せんきち

エンロン 巨大企業はいかにして崩壊したのか?のせんきちのレビュー・感想・評価

3.3
DVDにて。2001年に破綻したエネルギー企業エンロンのドキュメンタリー。ライブドア事件の時に日本版エンロンと評されたが、改めて見てみると格が違う。スケール、悪質さ、政治との癒着っぷり全てエンロンのぶっちぎりである。

電気代をつり上げるために意図的にカリフォルニアで停電を起こすなんてショッカーでもしないような事をするし。当時ニュースで知っていたが映画で見ると、とても現実に起こった事件とは思えないのだ。あまりにも悪質すぎて。

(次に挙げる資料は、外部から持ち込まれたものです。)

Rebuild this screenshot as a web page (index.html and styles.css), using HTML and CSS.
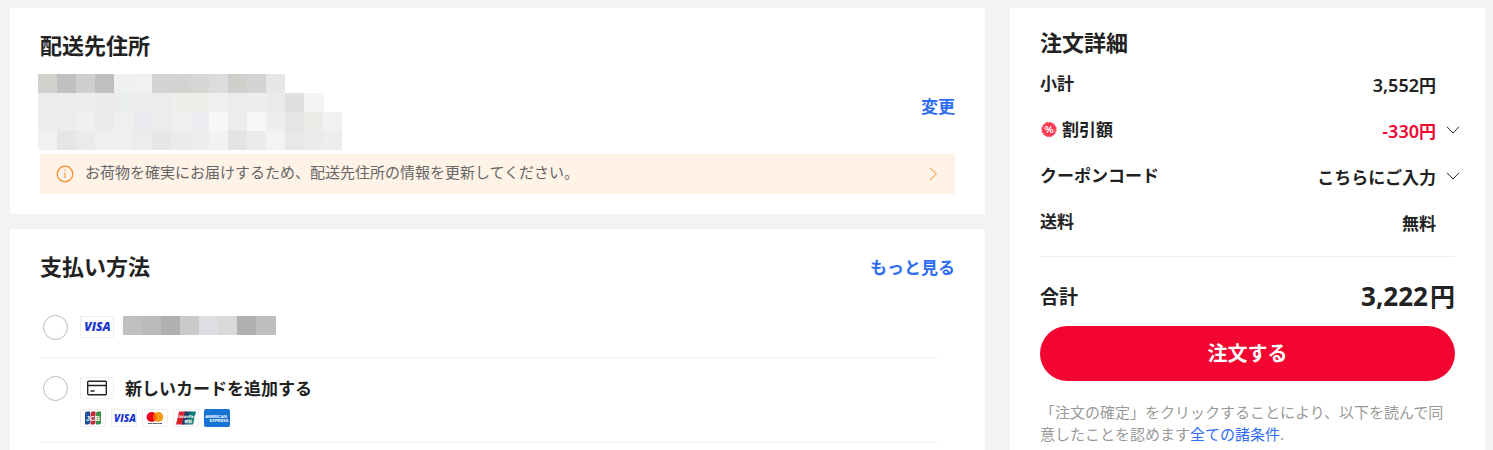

一般市民、株主、社員等々多くの人達に被害を与え、自分たちだけは利益を取れる神経って何だろう(歴代CEOは破綻前に自分の株式を売り抜けている)と思う。劇中で紹介された「ミルグラム実験」がその理由の一つだろう。

ミルグラム実験↓(Wiki)
http://ja.wikipedia.org/wiki/%E3%83%9F%E3%83%AB%E3%82%B0%E3%83%A9%E3%83%A0%E5%AE%9F%E9%A8%93

人は権威ある者からの命令には間違っていたとしても従ってしまう性質を持つ。しかも、それを拒絶する倫理観は次第に麻痺していく。

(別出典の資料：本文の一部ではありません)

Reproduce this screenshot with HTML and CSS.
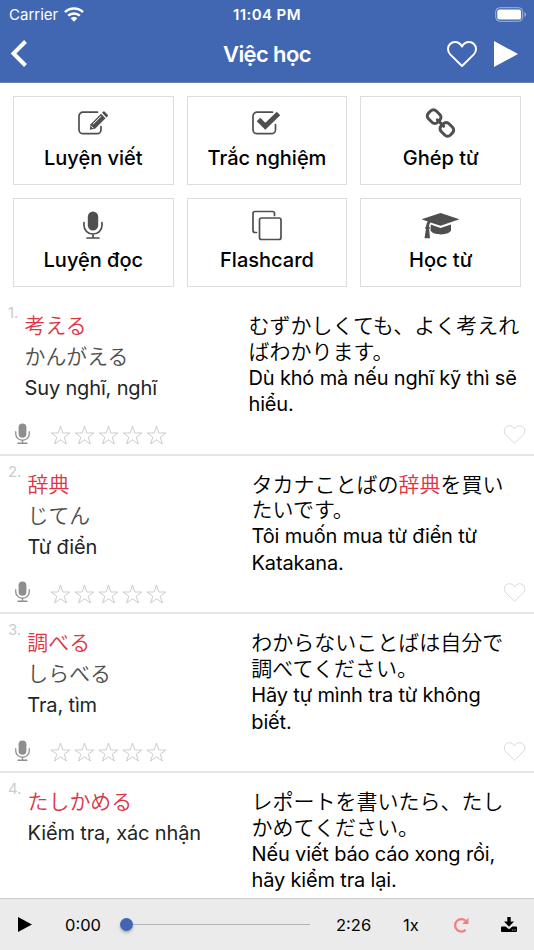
FILE: index.html
```html
<!DOCTYPE html>
<html lang="vi">

<head>
  <meta charset="UTF-8" />
  <meta name="viewport" content="width=device-width, initial-scale=1.0" />
  <title>Việc học</title>
  <link rel="stylesheet" href="styles.css">
</head>

<body>
  <svg class="sprite">
    <symbol id="mic" viewBox="0 0 20 28">
      <rect x="4.800" y="0.500" width="10.400" height="19" rx="5.200" fill="currentColor" />
      <path d="M1 11.500v3a9 8.500 0 0 0 18 0v-3M10 23v4M4 27h12" fill="none" stroke="currentColor" stroke-width="1.700" stroke-linecap="round" />
    </symbol>
    <symbol id="heart" viewBox="0 0 30 26">
      <path d="M15 25L3.400 13.600C1.600 11.800 1 10 1 8a7 7 0 0 1 7-7c3 0 5.400 1.600 7 4.400C16.600 2.600 19 1 22 1a7 7 0 0 1 7 7c0 2-.6 3.800-2.400 5.600z" fill="none" stroke="currentColor" stroke-linejoin="round" />
    </symbol>
    <symbol id="stars" viewBox="0 0 118 20">
      <g fill="none" stroke="currentColor" stroke-width="1">
        <path id="star" d="M10.500 1l2.300 7h7.200l-5.800 4.200 2.200 6.800-5.900-4.200-5.900 4.200 2.200-6.800L1 8h7.200z" />
        <use href="#star" x="24" />
        <use href="#star" x="48" />
        <use href="#star" x="72" />
        <use href="#star" x="96" />
      </g>
    </symbol>
  </svg>

  <div class="phone">
    <header class="header">
      <div class="status">
        <div class="carrier">
          <span>Carrier</span>
          <svg class="wifi" viewBox="0 0 20 15">
            <path d="M1 5.200a13 13 0 0 1 18 0M4.200 8.700a8.400 8.400 0 0 1 11.600 0" fill="none" stroke="#fff" stroke-width="2.500" />
            <path d="M6.600 11.300a5 5 0 0 1 6.800 0L10 14.700z" fill="#fff" />
          </svg>
        </div>
        <div class="time">11:04 PM</div>
        <svg class="battery" viewBox="0 0 32 15">
          <rect x="0.700" y="0.700" width="27" height="13.600" rx="4" fill="none" stroke="#fff" stroke-opacity=".5" />
          <rect x="2.300" y="2.400" width="23.800" height="10.200" rx="2.200" fill="#fff" />
          <path d="M29.500 5v5c2-.8 2-4.200 0-5z" fill="#fff" fill-opacity=".5" />
        </svg>
      </div>
      <div class="nav">
        <svg class="back" viewBox="0 0 17 28"><path d="M15.500 1.500L3.500 13.500l12 12" fill="none" stroke="#fff" stroke-width="4" /></svg>
        <h1 class="title">Việc học</h1>
        <div class="nav-right">
          <svg class="nav-heart"><use href="#heart" /></svg>
          <svg class="nav-play" viewBox="0 0 24 26"><path d="M0 0l24 13L0 26z" fill="#fff" /></svg>
        </div>
      </div>
    </header>

    <div class="menu">
      <div class="tile">
        <svg class="icon" viewBox="0 0 40 32">
          <path d="M24.500 5.200H10a4 4 0 0 0-4 4v13.500a4 4 0 0 0 4 4h14a4 4 0 0 0 4-4V19.500" fill="none" stroke="#4f4f4f" stroke-width="1.700" stroke-linecap="round" />
          <path d="M17.600 17.200L28 6.800l4.500 4.500-10.400 10.400-5.300 1z" fill="#4f4f4f" />
          <path d="M29 5.800l1-1q1-.9 2 .1l2.500 2.500q.9 1 0 2l-1 1z" fill="#4f4f4f" />
          <path d="M20 17.200l8-8M18.300 19.200l2 2" fill="none" stroke="#fff" stroke-width="1" />
        </svg>
        <div class="tile-name">Luyện viết</div>
      </div>
      <div class="tile">
        <svg class="icon" viewBox="0 0 40 32">
          <path d="M25.500 5.200H10a4 4 0 0 0-4 4v13.500a4 4 0 0 0 4 4h14.500a4 4 0 0 0 4-4V17.500" fill="none" stroke="#4f4f4f" stroke-width="1.700" stroke-linecap="round" />
          <path d="M11.500 12.500l6.800 6.700L31.500 6.500" fill="none" stroke="#4f4f4f" stroke-width="5" />
        </svg>
        <div class="tile-name">Trắc nghiệm</div>
      </div>
      <div class="tile">
        <svg class="icon" viewBox="0 0 40 32">
          <g fill="none" stroke="#4f4f4f" stroke-width="3" transform="rotate(45 19.500 16)">
            <rect x="4" y="10.500" width="13" height="11" rx="4" />
            <rect x="22" y="10.500" width="13" height="11" rx="4" />
            <path d="M15 16h9" stroke-linecap="round" />
          </g>
        </svg>
        <div class="tile-name">Ghép từ</div>
      </div>
      <div class="tile">
        <svg class="icon tile-mic"><use href="#mic" /></svg>
        <div class="tile-name">Luyện đọc</div>
      </div>
      <div class="tile">
        <svg class="icon" viewBox="0 0 40 32">
          <path d="M9.500 23.500H8a2 2 0 0 1-2-2v-17a2 2 0 0 1 2-2h17.500a2 2 0 0 1 2 2v2" fill="none" stroke="#4f4f4f" stroke-width="1.700" stroke-linecap="round" />
          <rect x="12.500" y="9" width="21.500" height="21.500" rx="2" fill="none" stroke="#4f4f4f" stroke-width="1.700" />
        </svg>
        <div class="tile-name">Flashcard</div>
      </div>
      <div class="tile">
        <svg class="icon" viewBox="0 0 40 32">
          <path d="M19.500 4l19 6.300-19 6.500-10-3.200q-1.500 1.500-1.500 4c1.300.8 1 2 .2 2.700l.8 9H3.500l1.400-9c-1-.8-1-2 .2-2.700.1-2.200.7-3.800 1.700-5.100L.5 10.300z" fill="#4f4f4f" />
          <path d="M9.700 15.600l9.800 3.300 10.500-3.400v6c-3 5.200-17.500 5.200-20.500 0z" fill="#4f4f4f" />
        </svg>
        <div class="tile-name">Học từ</div>
      </div>
    </div>

    <div class="list">
      <div class="item">
        <div class="content">
          <span class="num">1.</span>
          <div class="word">
            <p class="kanji">考える</p>
            <p class="kana">かんがえる</p>
            <p class="mean">Suy nghĩ, nghĩ</p>
          </div>
          <div class="example">むずかしくても、よく考えれ<br>ばわかります。<br><span class="vi">Dù khó mà nếu nghĩ kỹ thì sẽ<br>hiểu.</span></div>
        </div>
        <div class="actions">
          <svg class="mic"><use href="#mic" /></svg>
          <svg class="stars"><use href="#stars" /></svg>
          <svg class="like"><use href="#heart" /></svg>
        </div>
      </div>
      <div class="item">
        <div class="content">
          <span class="num">2.</span>
          <div class="word">
            <p class="kanji">辞典</p>
            <p class="kana">じてん</p>
            <p class="mean">Từ điển</p>
          </div>
          <div class="example">タカナことばの<span class="red">辞典</span>を買い<br>たいです。<br><span class="vi">Tôi muốn mua từ điển từ<br>Katakana.</span></div>
        </div>
        <div class="actions">
          <svg class="mic"><use href="#mic" /></svg>
          <svg class="stars"><use href="#stars" /></svg>
          <svg class="like"><use href="#heart" /></svg>
        </div>
      </div>
      <div class="item">
        <div class="content">
          <span class="num">3.</span>
          <div class="word">
            <p class="kanji">調べる</p>
            <p class="kana">しらべる</p>
            <p class="mean">Tra, tìm</p>
          </div>
          <div class="example">わからないことばは自分で<br>調べてください。<br><span class="vi">Hãy tự mình tra từ không<br>biết.</span></div>
        </div>
        <div class="actions">
          <svg class="mic"><use href="#mic" /></svg>
          <svg class="stars"><use href="#stars" /></svg>
          <svg class="like"><use href="#heart" /></svg>
        </div>
      </div>
      <div class="item">
        <div class="content">
          <span class="num">4.</span>
          <div class="word">
            <p class="kanji">たしかめる</p>
            <p class="mean">Kiểm tra, xác nhận</p>
          </div>
          <div class="example">レポートを書いたら、たし<br>かめてください。<br><span class="vi">Nếu viết báo cáo xong rồi,<br>hãy kiểm tra lại.</span></div>
        </div>
      </div>
    </div>

    <footer class="player">
      <svg class="play" viewBox="0 0 14 15"><path d="M0 0l14 7.500L0 15z" /></svg>
      <span class="current">0:00</span>
      <div class="slider"><div class="thumb"></div><div class="track"></div></div>
      <span class="total">2:26</span>
      <span class="speed">1x</span>
      <svg class="repeat" viewBox="0 0 16 16">
        <path d="M12.600 3.900A6.200 6.200 0 1 0 12.600 12.900" fill="none" stroke="#f08080" stroke-width="2.300" />
        <path d="M15.500.8v6.300H9.200z" fill="#f08080" />
      </svg>
      <svg class="download" viewBox="0 0 16 15">
        <path d="M6.300 0h3.400v4.500H13L8 9.700 3 4.500h3.300z" />
        <path d="M1 9.500h3.600L8 12.300l3.400-2.800H15q1 0 1 1v3.500q0 1-1 1H1q-1 0-1-1v-3.500q0-1 1-1z" />
        <path d="M11.300 13h1M13.500 13h1" stroke="#ebebeb" />
      </svg>
    </footer>
  </div>
</body>

</html>
```
FILE: styles.css
```css
* {
  margin: 0;
  padding: 0;
  box-sizing: border-box;
}

body {
  background-color: #fff;
  color: #000;
  font-family: Inter, "Noto Sans CJK JP", sans-serif;
}

svg {
  display: block;
  flex-shrink: 0;
}

.sprite {
  display: none;
}

.phone {
  width: 534px;
  height: 950px;
  display: flex;
  flex-direction: column;
  overflow: hidden;
}

/* header */
.header {
  height: 83px;
  flex-shrink: 0;
  color: #fff;
  background-color: #4267b2;
  border-bottom: 1px solid #6580b0;
}

.status {
  height: 28px;
  padding: 0 8px;
  display: grid;
  grid-template-columns: 1fr auto 1fr;
  align-items: center;
  font-size: 15px;
}

.carrier {
  padding-left: 1px;
  display: flex;
  align-items: center;
  gap: 6px;
}

.wifi {
  width: 20px;
  height: 15px;
}

.time {
  font-weight: 600;
  font-size: 15px;
  letter-spacing: 0.4px;
}

.battery {
  width: 32px;
  height: 15px;
  margin-right: -1px;
  justify-self: end;
}

.nav {
  height: 52px;
  padding: 0 16px 0 10px;
  display: grid;
  grid-template-columns: 1fr auto 1fr;
  align-items: center;
}

.back {
  width: 17px;
  height: 28px;
}

.title {
  margin-left: 6px;
  font-size: 22px;
  line-height: 28px;
  font-weight: 600;
  letter-spacing: -0.6px;
}

.nav-right {
  display: flex;
  justify-content: flex-end;
  align-items: center;
  gap: 17px;
}

.nav-heart {
  width: 30px;
  height: 26px;
  stroke-width: 2;
}

.nav-play {
  width: 24px;
  height: 26px;
}

/* menu */
.menu {
  padding: 13px 13px 10px;
  display: grid;
  grid-template-columns: repeat(3, 1fr);
  gap: 13px;
}

.tile {
  height: 89px;
  padding-top: 10px;
  border: 1px solid #dddddf;
  display: flex;
  flex-direction: column;
  align-items: center;
}

.icon {
  width: 40px;
  height: 32px;
  color: #4f4f4f;
}

.tile-mic {
  width: 20px;
  height: 28px;
  margin: 2px 0;
}

.tile-name {
  margin-top: 6px;
  font-size: 20px;
  line-height: 26px;
  font-weight: 500;
}

/* word list */
.list {
  flex: 1;
  overflow: hidden;
}

.item {
  height: 158.7px;
  border-bottom: 2px solid #e4e6ea;
}

.content {
  height: 121px;
  display: flex;
  align-items: flex-start;
}

.num {
  margin: 7px 6.5px 0 8px;
  color: #ccc;
  font-size: 15px;
  line-height: 18px;
  letter-spacing: -0.2px;
}

.word {
  width: 224px;
  padding-top: 13px;
  flex-shrink: 0;
}

.word p {
  height: 31px;
  line-height: 31px;
  white-space: nowrap;
}

.kanji,
.kana {
  font-size: 20.9px;
  font-weight: 350;
}

.kanji,
.red {
  color: #dc3545;
}

.kana {
  color: #4f4f4f;
}

.word .mean {
  color: #212529;
  font-size: 20px;
  line-height: 32px;
  letter-spacing: -0.15px;
}

.example {
  padding-top: 16px;
  font-size: 21px;
  line-height: 25.8px;
  font-weight: 350;
  white-space: nowrap;
}

.vi {
  font-size: 20px;
  font-weight: 400;
  letter-spacing: -0.17px;
}

.actions {
  height: 30px;
  padding: 0 8px 0 15px;
  display: flex;
  align-items: center;
}

.mic {
  width: 15px;
  height: 21px;
  color: #8e8e8e;
}

.stars {
  width: 118px;
  height: 20px;
  margin: 4px 0 0 20px;
  color: #ccc;
}

.like {
  width: 23px;
  height: 19px;
  margin: 2px 0 0 auto;
  color: #ccc;
}

/* player */
.player {
  height: 52px;
  padding: 0 17px 0 18px;
  flex-shrink: 0;
  display: flex;
  align-items: center;
  background-color: #ebebeb;
  border-top: 1px solid #ccc;
  font-size: 16.5px;
}

.play {
  width: 14px;
  height: 15px;
}

.current {
  width: 55px;
  margin-left: 33px;
}

.slider {
  width: 190px;
  display: flex;
  align-items: center;
}

.thumb {
  width: 13px;
  height: 13px;
  border-radius: 50%;
  background-color: #4267b2;
  box-shadow: 0 2px 3px rgba(0, 0, 0, .25);
}

.track {
  flex: 1;
  height: 1px;
  background-color: #b5b5b5;
}

.total {
  width: 67px;
  margin-left: 26px;
}

.repeat {
  width: 16px;
  height: 16px;
  margin-left: auto;
}

.download {
  width: 16px;
  height: 15px;
  margin-left: 32px;
}
```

エンロンの場合は不正に関わった人間が多すぎた。元会長のケン・レイを始め元CEOジェフ・スキリング、アンディ・ファストウ、エンロンの格付けに関わったメリルリンチ、ゴールドマン・サックス等の投資銀行、証券会社、意図的に株価をつり上げたトレーダー。
巨大な悪に加担していると思いつつも責任が分散されているため、誰も自分が悪いとは思わなかったのだろう。全てが破綻するまで。

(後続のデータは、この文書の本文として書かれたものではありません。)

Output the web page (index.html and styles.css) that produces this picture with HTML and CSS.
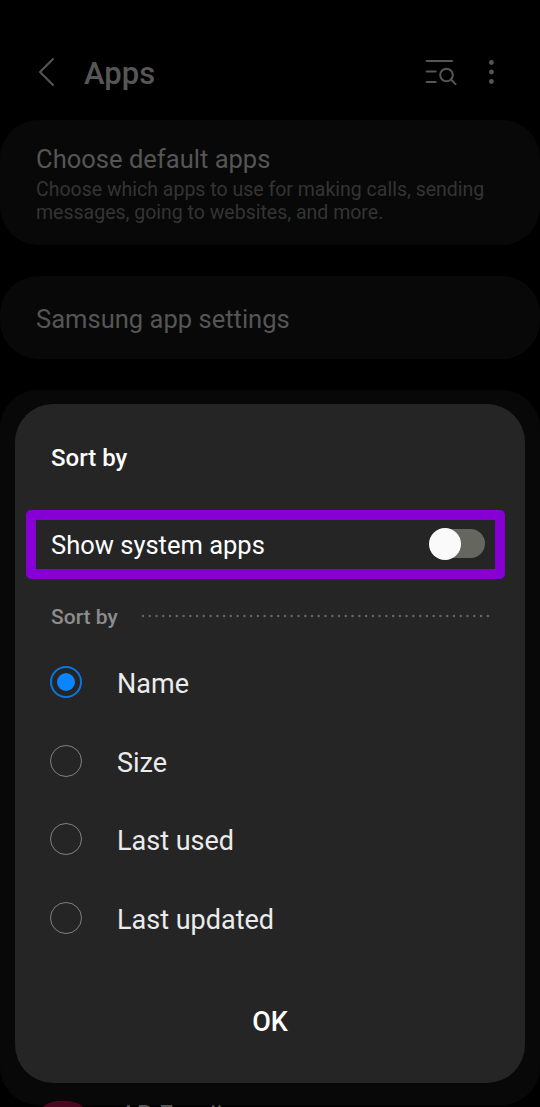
FILE: index.html
```html
<!DOCTYPE html>
<html lang="en">
<head>
<meta charset="utf-8">
<title>Apps</title>
<link rel="stylesheet" href="styles.css">
</head>
<body>
<div class="screen">
  <header class="topbar">
    <svg class="back" width="18" height="30" viewBox="0 0 18 30"><path d="M16 2 3 15l13 13"/></svg>
    <h1 class="title">Apps</h1>
    <svg class="search" width="34" height="28" viewBox="0 0 34 28"><path d="M2.7 3h25.5M2.7 13.5h9M2.7 24h9M27 21.5l4.6 4.6"/><circle cx="22.5" cy="17" r="6.3"/></svg>
    <svg class="more" width="6" height="26" viewBox="0 0 6 26"><circle cx="3.4" cy="3.5" r="2.4"/><circle cx="3.4" cy="13" r="2.4"/><circle cx="3.4" cy="22.5" r="2.4"/></svg>
  </header>
  <main class="cards">
    <section class="card card-default">
      <h2 class="label">Choose default apps</h2>
      <p class="hint">Choose which apps to use for making calls, sending<br>messages, going to websites, and more.</p>
    </section>
    <section class="card card-samsung"><h2 class="label">Samsung app settings</h2></section>
    <section class="card card-list">
      <div class="app"><span class="app-icon"></span><span class="app-name">AR Emoji</span></div>
    </section>
  </main>
  <div class="dialog" role="dialog">
    <h2 class="dialog-title">Sort by</h2>
    <div class="switch-row"><span class="switch-label">Show system apps</span><span class="switch"><span class="knob"></span></span></div>
    <div class="divider"><span class="divider-label">Sort by</span><svg class="dots" width="350" height="4"><path d="M2 2H348"/></svg></div>
    <ul class="options">
      <li class="option"><span class="radio checked"></span><span class="option-name">Name</span></li>
      <li class="option"><span class="radio"></span><span class="option-name">Size</span></li>
      <li class="option"><span class="radio"></span><span class="option-name">Last used</span></li>
      <li class="option"><span class="radio"></span><span class="option-name">Last updated</span></li>
    </ul>
    <button class="ok">OK</button>
  </div>
</div>
</body>
</html>
```
FILE: styles.css
```css
* { box-sizing: border-box; }
body { margin: 0; background: #000; font-family: Roboto, sans-serif; }
h1, h2, p, ul { margin: 0; padding: 0; }
.screen { position: relative; width: 540px; height: 1107px; overflow: hidden; }
.topbar { display: flex; align-items: center; height: 120px; padding: 24px 46px 0 37px; }
.title { margin: 3px auto 0 29px; font-size: 31px; font-weight: 500; line-height: 36px; color: #565656; }
.back, .search { fill: none; stroke: #565656; stroke-width: 2; stroke-linecap: round; stroke-linejoin: round; }
.search { margin-right: 30px; }
.more { fill: #565656; overflow: visible; }
.cards { display: flex; flex-direction: column; }
.card { background: #080808; border-radius: 38px; padding: 0 36px; }
.card-default { height: 125px; padding-top: 23px; margin-bottom: 31px; }
.card-samsung { display: flex; align-items: center; height: 83px; margin-bottom: 31px; padding-top: 3px; }
.card-list { display: flex; align-items: flex-end; height: 715px; }
.label { font-size: 25.55px; font-weight: 400; line-height: 32px; color: #555; }
.hint { font-size: 19.5px; line-height: 23px; color: #343434; margin-top: 3px; }
.app { display: flex; align-items: flex-start; height: 44px; margin-bottom: -40px; }
.app-icon { width: 54px; height: 44px; border-radius: 22px; background: #4b0720; }
.app-name { margin: -1px 0 0 30px; font-size: 25.55px; line-height: 30px; color: #555; }
.dialog { position: absolute; left: 15px; top: 404px; width: 510px; height: 679px; border-radius: 38px; background: #252525; padding: 39px 11px 0; display: flex; flex-direction: column; }
.dialog-title { margin-left: 25px; font-size: 24px; font-weight: 500; line-height: 30px; color: #fff; }
.switch-row { display: flex; align-items: center; justify-content: space-between; width: 479px; height: 69px; margin-top: 37px; padding: 0 11px 2px 15px; border: 10px solid #8600d6; border-radius: 5px; }
.switch-label { margin-top: 2px; font-size: 25.5px; line-height: 30px; color: #fff; }
.switch { display: flex; align-items: center; width: 55px; height: 29px; margin-right: -1px; border-radius: 15px; background: #666660; }
.knob { width: 32px; height: 32px; flex: none; border-radius: 50%; background: #fafafa; margin-left: -1px; }
.divider { display: flex; align-items: center; height: 30px; margin: 22px 0 0 25px; }
.divider-label { width: 90px; margin-top: 2px; font-size: 21px; font-weight: 500; line-height: 26px; color: #8d8d8d; }
.dots { fill: none; stroke: #636363; stroke-width: 2.6; stroke-linecap: round; stroke-dasharray: 0 6.76; }
.options { list-style: none; padding: 12px 0 0 24px; }
.option { display: flex; align-items: center; height: 78.5px; gap: 35px; font-size: 27px; line-height: 32px; color: #ebebeb; }
.option-name { margin-top: 4px; }
.radio { display: grid; place-items: center; width: 32px; height: 32px; border: 1.5px solid #808080; border-radius: 50%; }
.checked { border: 2px solid #0b75e0; }
.checked::before { content: ""; width: 18px; height: 18px; border-radius: 50%; background: #0a84ff; }
.ok { align-self: center; margin-top: 47px; padding: 0; border: 0; background: none; color: #fff; font: 500 27px/36px Roboto, sans-serif; }
```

この映画はエンロン破綻の背景を描く一方、人が集団で悪事を起こしてしまう理由を示唆しているように思う。この映画で断罪されている人達に異常者や極悪人はいない。ごく普通の(むしろ頭の良い)人達だ。しかし、普通の人達の集団こそ最も恐ろしい事をするのだ。これも集団心理の一例なのかも。